→ OBJECTIVE: Give only the number of lines that hold the word "this".

Pages as source code
— begin —
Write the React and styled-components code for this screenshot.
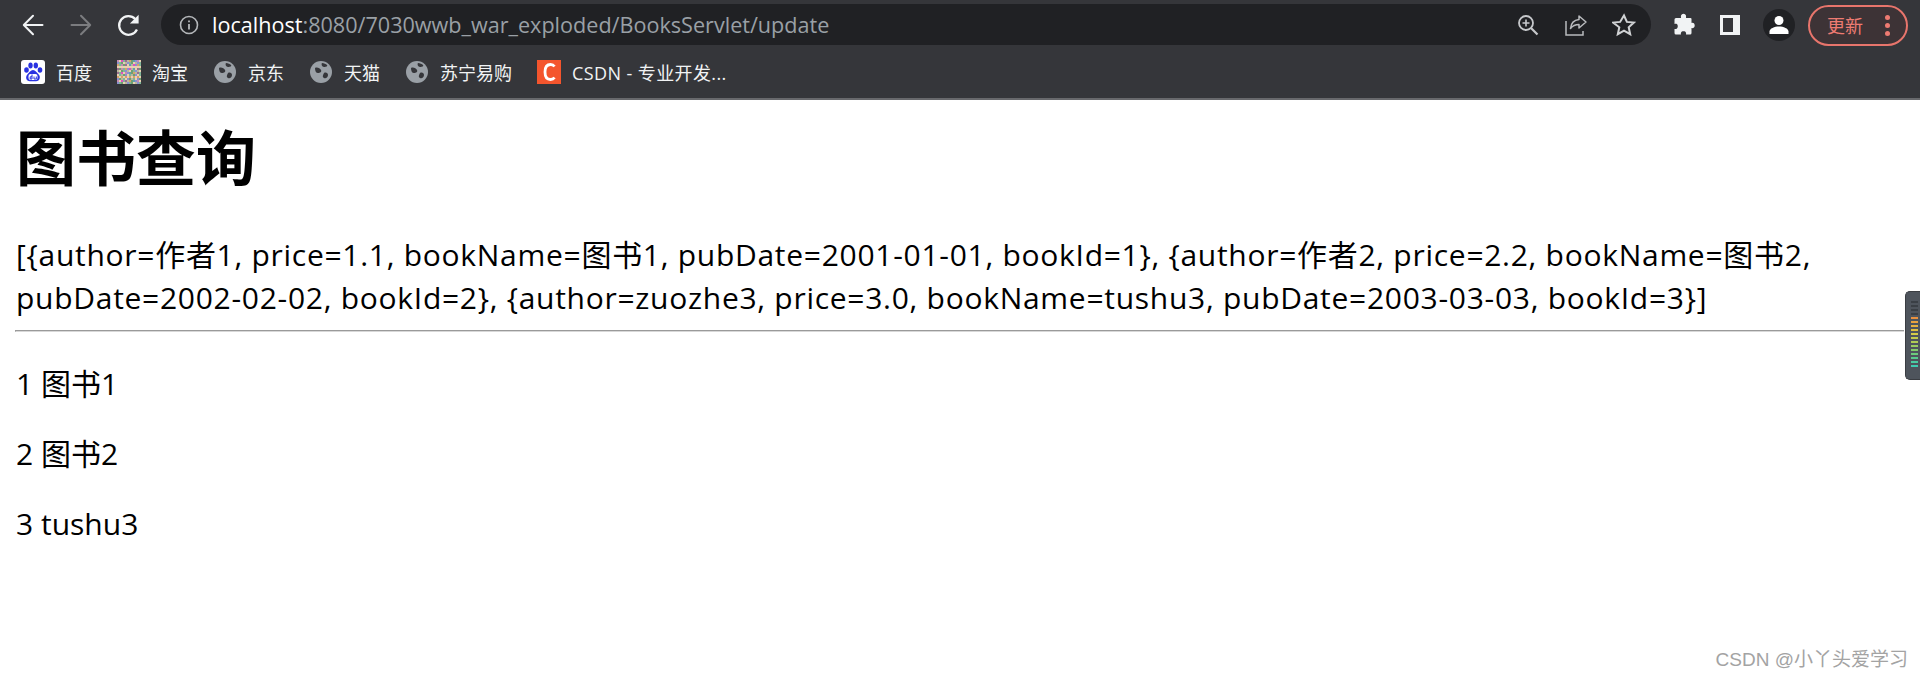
import React from 'react'
import styled, { createGlobalStyle } from 'styled-components'

const CJK = '"Noto Sans CJK SC", sans-serif'

const GlobalStyle = createGlobalStyle`
html, body {
  margin: 0;
  padding: 0;
  background: #fff;
  font-family: "Open Sans", ${CJK};
}
`
const Page = styled.div`
  position: relative;
  height: 678px;
  overflow: hidden;
`
const Chrome = styled.div`
  background: #35363a;
  border-bottom: 2px solid #68696c;
  height: 98px;
  box-sizing: content-box;
`
const Toolbar = styled.div`
  display: flex;
  align-items: center;
  height: 50px;
  padding: 0 12px 0 20px;
  box-sizing: border-box;
`
const NavBtn = styled.div`
  width: 26px;
  height: 26px;
  margin-right: ${p => p.$gap}px;
  display: flex;
  align-items: center;
  justify-content: center;
  svg {
    display: block;
    flex: none;
  }
`
const Omnibox = styled.div`
  flex: none;
  width: 1490px;
  height: 41px;
  margin-top: -1px;
  background: #202124;
  border-radius: 21px;
  display: flex;
  align-items: center;
  padding: 0 15px 0 18px;
  box-sizing: border-box;
`
const Url = styled.div`
  flex: 1;
  margin-left: 13px;
  font-size: 21.6px;
  color: #9aa0a6;
  white-space: nowrap;
  b {
    font-weight: 400;
    color: #fff;
  }
`
const OmniIcons = styled.div`
  display: flex;
  align-items: center;
  gap: 24px;
`
const ExtIcons = styled.div`
  display: flex;
  align-items: center;
  margin-left: 20px;
  gap: 23px;
`
const Avatar = styled.div`
  width: 32px;
  height: 32px;
  border-radius: 50%;
  background: #202124;
  display: flex;
  align-items: center;
  justify-content: center;
  margin-left: -2px;
`
const UpdatePill = styled.div`
  flex: none;
  margin-left: 13px;
  width: 100px;
  height: 41px;
  border: 2px solid #e8756c;
  border-radius: 21px;
  box-sizing: border-box;
  background: #3d3336;
  color: #ee7b72;
  font-size: 18px;
  font-family: ${CJK};
  display: flex;
  align-items: center;
  padding: 0 16px 0 17px;
  justify-content: space-between;
`
const Dots = styled.div`
  display: flex;
  flex-direction: column;
  gap: 3px;
  i {
    display: block;
    width: 5px;
    height: 5px;
    border-radius: 50%;
    background: #ee7b72;
  }
`
const BookmarkBar = styled.div`
  display: flex;
  align-items: center;
  gap: 25px;
  height: 44px;
  padding-left: 21px;
`
const Bookmark = styled.div`
  display: flex;
  align-items: center;
  gap: 11px;
  font-size: 18px;
  letter-spacing: ${p => (p.$spaced ? '0.4px' : '0')};
  color: #f1f3f4;
  white-space: nowrap;
  svg {
    display: block;
    flex: none;
  }
`
const Content = styled.div`
  padding: 0 16px;
  color: #000;
`
const Title = styled.h1`
  font-size: 60px;
  font-weight: 700;
  line-height: 80px;
  margin: 18px 0 35px;
`
const Dump = styled.div`
  font-size: 30px;
  letter-spacing: 0.720px;
  line-height: 43px;
  margin: 0 0 11px;
`
const Rule = styled.hr`
  margin: 0 0 0 -1px;
  border: 0;
  border-top: 1px solid #9a9a9a;
  border-left: 1px solid #9a9a9a;
  border-bottom: 1px solid #d8d8d8;
  height: 0;
`
const Row = styled.p`
  font-size: 30px;
  line-height: 43px;
  margin: 27px 0;
  &:first-of-type {
    margin-top: 30px;
  }
`
const SideWidget = styled.div`
  position: absolute;
  top: 291px;
  right: 0;
  width: 15px;
  height: 89px;
  background: #4e545c;
  border-radius: 5px 0 0 5px;
  border: 1px solid #3a3d42;
  border-right: 0;
  box-sizing: border-box;
  display: flex;
  flex-direction: column;
  align-items: flex-start;
  gap: 2px;
  padding: 9px 0 0 5px;
`
const Meter = styled.i`
  display: block;
  width: 7px;
  height: 2px;
  background: ${p => p.$c};
`
const Watermark = styled.div`
  position: absolute;
  right: 12px;
  top: 649px;
  font-size: 19px;
  line-height: 22px;
  color: #a3a3a3;
  font-family: "Liberation Sans", ${CJK};
  white-space: nowrap;
`

const stroke = { fill: 'none', strokeLinecap: 'round', strokeLinejoin: 'round' }

const Arrow = ({ color, flip }) => (
  <svg width="24" height="24" viewBox="0 0 24 24" style={flip ? { transform: 'scaleX(-1)' } : undefined}>
    <path d="M21.500 12H3.500M12 2.800 2.800 12l9.200 9.200" stroke={color} strokeWidth="2" {...stroke} />
  </svg>
)

const Reload = () => (
  <svg width="27" height="27" viewBox="0 0 24 24">
    <path d="M19.500 15.500A8.300 8.300 0 1 1 18 6.200" stroke="#f1f3f4" strokeWidth="2" fill="none" />
    <path d="M21 2.500v7.800h-7.800z" fill="#f1f3f4" />
  </svg>
)

const Info = () => (
  <svg width="20" height="20" viewBox="0 0 20 20">
    <circle cx="10" cy="10" r="8.500" stroke="#b4b7ba" strokeWidth="1.600" fill="none" />
    <path d="M10 9v5.500M10 5.500v1.800" stroke="#b4b7ba" strokeWidth="1.800" />
  </svg>
)

const Zoom = () => (
  <svg width="24" height="24" viewBox="0 0 24 24">
    <circle cx="10" cy="10" r="7" stroke="#c6c8cb" strokeWidth="1.800" fill="none" />
    <path d="M15 15l6.500 6.500" stroke="#c6c8cb" strokeWidth="2.200" />
    <path d="M10 6.500v7M6.500 10h7" stroke="#c6c8cb" strokeWidth="1.600" />
  </svg>
)

const Share = () => (
  <svg width="24" height="24" viewBox="0 0 24 24">
    <path d="M2 8v14h17v-4" stroke="#b8babd" strokeWidth="1.500" fill="none" />
    <path d="M15 3l7 6-7 6v-3.500c-4 0-6.500 1.300-8.500 4 .5-5 3-8.500 8.500-9z" stroke="#b8babd" strokeWidth="1.500" fill="none" strokeLinejoin="round" />
  </svg>
)

const Star = () => (
  <svg width="24" height="24" viewBox="0 0 24 24">
    <path d="M12 2.500l2.900 6.400 7 .7-5.200 4.700 1.500 6.900-6.200-3.600-6.200 3.600 1.500-6.900L1.100 9.600l7-.7z" stroke="#d0d2d4" strokeWidth="2" fill="none" strokeLinejoin="miter" />
  </svg>
)

const Puzzle = () => (
  <svg width="24" height="24" viewBox="0 0 24 24">
    <path d="M10 2.500a2.700 2.700 0 0 1 5 0c.2.800 0 1.500 0 2.500h4.500a1 1 0 0 1 1 1v4c1-.4 3.200-.2 3.200 2.500s-2.200 2.900-3.200 2.500v5a1.500 1.500 0 0 1-1.500 1.500h-4c.3-1.200.2-3.300-2.500-3.300s-2.800 2.100-2.500 3.300H5a1.500 1.500 0 0 1-1.500-1.500v-4c1.200.4 3.300-.1 3.300-2.700S4.700 10.600 3.500 11V6.500A1.500 1.500 0 0 1 5 5h5c0-1 -.2-1.700 0-2.500z" fill="#f1f3f4" />
  </svg>
)

const SidePanel = () => (
  <svg width="24" height="24" viewBox="0 0 24 24">
    <path d="M2 2h20v20H2zM5 5v14h10V5z" fill="#f1f3f4" fillRule="evenodd" />
  </svg>
)

const Person = () => (
  <svg width="22" height="22" viewBox="0 0 22 22">
    <circle cx="11" cy="6.500" r="4.500" fill="#fff" />
    <path d="M1.500 20v-2.500c0-3 5-5 9.500-5s9.500 2 9.500 5V20z" fill="#fff" />
  </svg>
)

const Baidu = () => (
  <svg width="24" height="24" viewBox="0 0 24 24">
    <rect width="24" height="24" rx="3" fill="#fff" />
    <g fill="#2932e1">
      <ellipse cx="5.500" cy="10" rx="2.300" ry="2.800" />
      <ellipse cx="9.500" cy="5.500" rx="2.200" ry="3" />
      <ellipse cx="14.800" cy="5.500" rx="2.200" ry="3" />
      <ellipse cx="19" cy="10" rx="2.300" ry="2.800" />
      <path d="M12 10c2.500 0 3.500 2.500 5.500 4.200 2.500 2.300 1.500 7-2.500 7h-6c-4 0-5-4.500-2.500-7C8.500 12.500 9.500 10 12 10z" />
    </g>
    <rect x="7.500" y="14" width="9" height="6" rx="2" fill="#fff" />
    <path d="M11 14.500v4.500H9.200v-2.200H11M13 16.500v2.500h2.300v-2.500" stroke="#2932e1" strokeWidth="1" fill="none" />
  </svg>
)

const NOISE = ['#c48bb5', '#7fb59a', '#d6a06a', '#8c8fd0', '#e04fc0', '#b8b8a0', '#5f9fb0', '#e8d0b0', '#9a6f8f', '#70a070']

const Taobao = () => {
  const cells = []
  for (let y = 0; y < 12; y++) {
    for (let x = 0; x < 12; x++) {
      const c = NOISE[(x * 7 + y * y * 3 + x * y) % NOISE.length]
      cells.push(<rect key={x + '-' + y} x={x * 2} y={y * 2} width="2" height="2" fill={c} />)
    }
  }
  return <svg width="24" height="24" viewBox="0 0 24 24">{cells}</svg>
}

const Globe = () => (
  <svg width="24" height="24" viewBox="0 0 24 24">
    <circle cx="12" cy="12" r="11" fill="#9aa0a6" />
    <path d="M6 8c2-1 5 0 6 2s-1 3-3 3-3-2-3-5zM15 13c2-1 4 0 4 2s-2 4-4 3-1-3 0-5zM13 3c2 0 4 1 5 2s-1 2-3 2-3-3-2-4z" fill="#35363a" />
  </svg>
)

const Csdn = () => (
  <svg width="24" height="24" viewBox="0 0 24 24">
    <rect width="24" height="24" fill="#f4552d" />
    <path d="M17.500 6.500C16.500 5 15 4.500 13.500 4.500 10 4.500 8 7.500 8 12s2 7.500 5.500 7.500c1.500 0 3-.5 4-2" stroke="#fff" strokeWidth="2.800" fill="none" />
  </svg>
)

const METER = ['#3a3f45', '#3a3f45', '#3a3f45', '#3a3f45', '#e8913f', '#e8a33f', '#e6b23f', '#e0c040', '#d6cc48', '#c4cc4c', '#b0cc55', '#9acc60', '#84cc6c', '#6ccc7c', '#58cc8c', '#4accA0', '#40ccb0']

const bookmarks = [
  { icon: <Baidu />, label: '百度' },
  { icon: <Taobao />, label: '淘宝' },
  { icon: <Globe />, label: '京东' },
  { icon: <Globe />, label: '天猫' },
  { icon: <Globe />, label: '苏宁易购' },
  { icon: <Csdn />, label: 'CSDN - 专业开发...', spaced: true },
]

const dump = '[{author=作者1, price=1.1, bookName=图书1, pubDate=2001-01-01, bookId=1}, {author=作者2, price=2.2, bookName=图书2, pubDate=2002-02-02, bookId=2}, {author=zuozhe3, price=3.0, bookName=tushu3, pubDate=2003-03-03, bookId=3}]'

const App = () => {
  return (
    <Page>
      <GlobalStyle />
      <Chrome>
        <Toolbar>
          <NavBtn $gap={23}><Arrow color="#f1f3f4" /></NavBtn>
          <NavBtn $gap={21}><Arrow color="#7b7c7f" flip /></NavBtn>
          <NavBtn $gap={20}><Reload /></NavBtn>
          <Omnibox>
            <Info />
            <Url><b>localhost</b>:8080/7030wwb_war_exploded/BooksServlet/update</Url>
            <OmniIcons>
              <Zoom />
              <Share />
              <Star />
            </OmniIcons>
          </Omnibox>
          <ExtIcons>
            <Puzzle />
            <SidePanel />
            <Avatar><Person /></Avatar>
          </ExtIcons>
          <UpdatePill>
            更新
            <Dots><i /><i /><i /></Dots>
          </UpdatePill>
        </Toolbar>
        <BookmarkBar>
          {bookmarks.map(b => (
            <Bookmark key={b.label} $spaced={b.spaced}>{b.icon}{b.label}</Bookmark>
          ))}
        </BookmarkBar>
      </Chrome>
      <Content>
        <Title>图书查询</Title>
        <Dump>{dump}</Dump>
        <Rule />
        <Row>1 图书1</Row>
        <Row>2 图书2</Row>
        <Row>3 tushu3</Row>
      </Content>
      <SideWidget>
        {METER.map((c, i) => <Meter key={i} $c={c} />)}
      </SideWidget>
      <Watermark>CSDN @小丫头爱学习</Watermark>
    </Page>
  )
}

export default App
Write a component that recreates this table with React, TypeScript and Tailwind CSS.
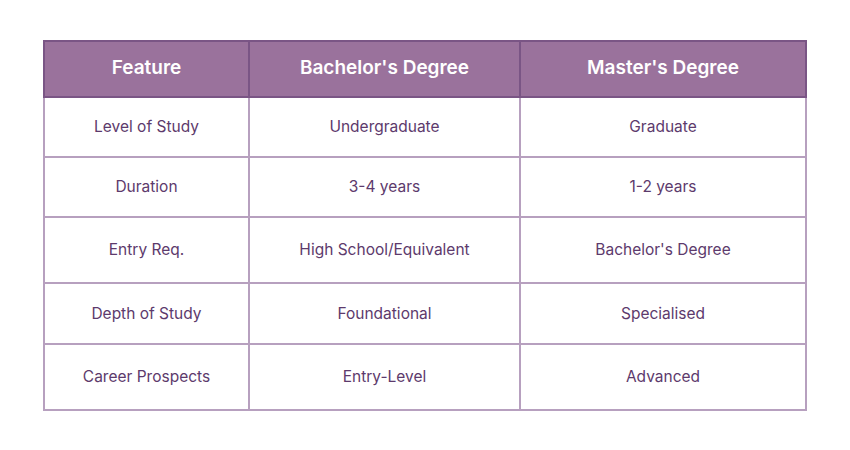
const rows: { cells: [string, string, string]; h: string }[] = [
  { cells: ["Level of Study", "Undergraduate", "Graduate"], h: "h-[60px]" },
  { cells: ["Duration", "3-4 years", "1-2 years"], h: "h-[60px]" },
  { cells: ["Entry Req.", "High School/Equivalent", "Bachelor's Degree"], h: "h-[66px]" },
  { cells: ["Depth of Study", "Foundational", "Specialised"], h: "h-[61px]" },
  { cells: ["Career Prospects", "Entry-Level", "Advanced"], h: "h-[66px]" },
];

export default function App() {
  return (
    <div className="h-[450px] w-[850px] bg-white pl-[43px] pt-[40px] font-['Inter',sans-serif]">
      <table className="w-[762px] table-fixed border-collapse">
        <colgroup>
          <col className="w-[205px]" />
          <col className="w-[271px]" />
          <col className="w-[286px]" />
        </colgroup>
        <thead>
          <tr className="h-[56px] bg-[#9a729c] text-white">
            {["Feature", "Bachelor's Degree", "Master's Degree"].map((t) => (
              <th
                key={t}
                className="border-2 border-[#7a5585] pb-[2px] text-center text-[19px] font-semibold"
              >
                {t}
              </th>
            ))}
          </tr>
        </thead>
        <tbody>
          {rows.map((r, i) => (
            <tr
              key={r.cells[0]}
              className={r.h + (i === rows.length - 1 ? " border-b-2 border-[#6f4a7c]" : "")}
            >
              {r.cells.map((c) => (
                <td
                  key={c}
                  className="border-2 border-[#b7a0bf] text-center text-[15.5px] text-[#5d3a6c]"
                >
                  {c}
                </td>
              ))}
            </tr>
          ))}
        </tbody>
      </table>
    </div>
  );
}
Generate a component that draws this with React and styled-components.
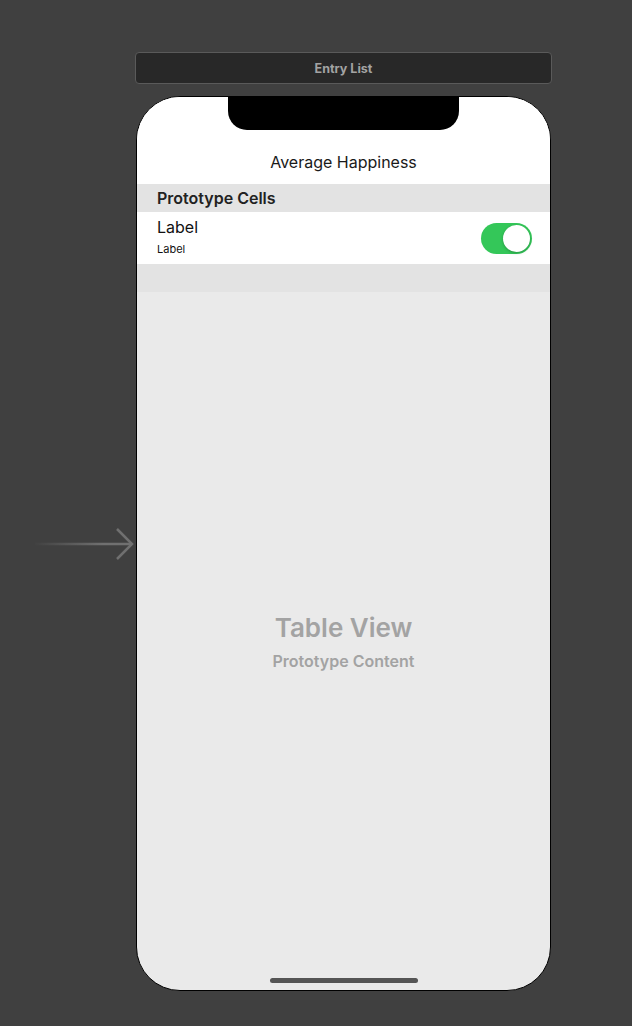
import React from 'react';
import styled, { createGlobalStyle } from 'styled-components';

const GlobalStyle = createGlobalStyle`
  html, body {
    margin: 0;
    padding: 0;
    background: #404040;
    font-family: Inter, "Noto Sans", "Liberation Sans", sans-serif;
  }
`;

const Canvas = styled.div`
  width: 632px;
  height: 1026px;
  display: flex;
  flex-direction: column;
  padding: 52px 0 0 135px;
  box-sizing: border-box;
`;

const SceneBar = styled.div`
  width: 417px;
  height: 32px;
  box-sizing: border-box;
  border: 1px solid #5a5a5a;
  border-radius: 4px;
  background: #282828;
  color: #a3a3a3;
  font-size: 12.5px;
  font-weight: 700;
  display: flex;
  align-items: center;
  justify-content: center;
  padding-top: 1px;
`;

const SceneWrap = styled.div`
  position: relative;
  margin: 12px 0 0 1px;
`;

const Phone = styled.div`
  position: relative;
  width: 415px;
  height: 895px;
  box-sizing: border-box;
  border: 1px solid #000;
  border-radius: 44px;
  background: #eaeaea;
  overflow: hidden;
  display: flex;
  flex-direction: column;
`;

const Notch = styled.div`
  position: absolute;
  top: 0;
  left: 91px;
  width: 231px;
  height: 33px;
  background: #000;
  border-radius: 0 0 19px 19px;
`;

const NavBar = styled.div`
  height: 87px;
  background: #fff;
  display: flex;
  align-items: flex-end;
  justify-content: center;
  padding-bottom: 12px;
  box-sizing: border-box;
  font-size: 16px;
  color: #1a1a1a;
`;

const SectionHeader = styled.div`
  height: ${p => p.$h}px;
  background: #e3e3e3;
  display: flex;
  align-items: center;
  padding-left: 20px;
  font-size: 16px;
  font-weight: 600;
  color: #222;
`;

const Cell = styled.div`
  height: 52px;
  background: #fff;
  display: flex;
  align-items: center;
  justify-content: space-between;
  padding: 0 18px 0 20px;
`;

const Labels = styled.div`
  display: flex;
  flex-direction: column;
  gap: 5px;
  margin-top: -4px;
`;

const Title = styled.div`
  font-size: 16px;
  color: #111;
  line-height: 20px;
`;

const Subtitle = styled.div`
  font-size: 11px;
  color: #111;
  line-height: 14px;
`;

const Switch = styled.div`
  width: 51px;
  height: 31px;
  border-radius: 16px;
  background: #34c759;
  position: relative;
`;

const Knob = styled.div`
  position: absolute;
  top: 2px;
  right: 2px;
  width: 27px;
  height: 27px;
  border-radius: 50%;
  background: #fff;
  box-shadow: 0 1px 3px rgba(0, 0, 0, 0.25);
`;

const Placeholder = styled.div`
  flex: 1;
  display: flex;
  flex-direction: column;
  align-items: center;
  justify-content: flex-end;
  padding-bottom: 318px;
  color: #a3a3a3;
  font-weight: 600;
`;

const BigText = styled.div`
  font-size: 26px;
  line-height: 32px;
`;

const SmallText = styled.div`
  font-size: 16px;
  line-height: 22px;
  margin-top: 6px;
`;

const HomeIndicator = styled.div`
  position: absolute;
  bottom: 7px;
  left: 133px;
  width: 148px;
  height: 5px;
  border-radius: 3px;
  background: #555;
`;

const EntryArrow = styled.svg`
  position: absolute;
  left: -103px;
  top: 428px;
`;

export default function App() {
  return (
    <>
      <GlobalStyle />
      <Canvas>
        <SceneBar>Entry List</SceneBar>
        <SceneWrap>
          <EntryArrow width="102" height="40" viewBox="0 0 102 40">
            <defs>
              <linearGradient id="fade" gradientUnits="userSpaceOnUse" x1="0" x2="70" y1="20" y2="20">
                <stop offset="0" stopColor="#707070" stopOpacity="0" />
                <stop offset="1" stopColor="#707070" stopOpacity="1" />
              </linearGradient>
            </defs>
            <path d="M2 20 H99" stroke="url(#fade)" strokeWidth="2.5" fill="none" />
            <path d="M84 5 L99 20 L84 35" stroke="#707070" strokeWidth="2.5" fill="none" />
          </EntryArrow>
          <Phone>
            <Notch />
            <NavBar>Average Happiness</NavBar>
            <SectionHeader $h={28}>Prototype Cells</SectionHeader>
            <Cell>
              <Labels>
                <Title>Label</Title>
                <Subtitle>Label</Subtitle>
              </Labels>
              <Switch>
                <Knob />
              </Switch>
            </Cell>
            <SectionHeader $h={28} />
            <Placeholder>
              <BigText>Table View</BigText>
              <SmallText>Prototype Content</SmallText>
            </Placeholder>
            <HomeIndicator />
          </Phone>
        </SceneWrap>
      </Canvas>
    </>
  );
}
— end —
→ REPLY TO THE EXERCISE: 3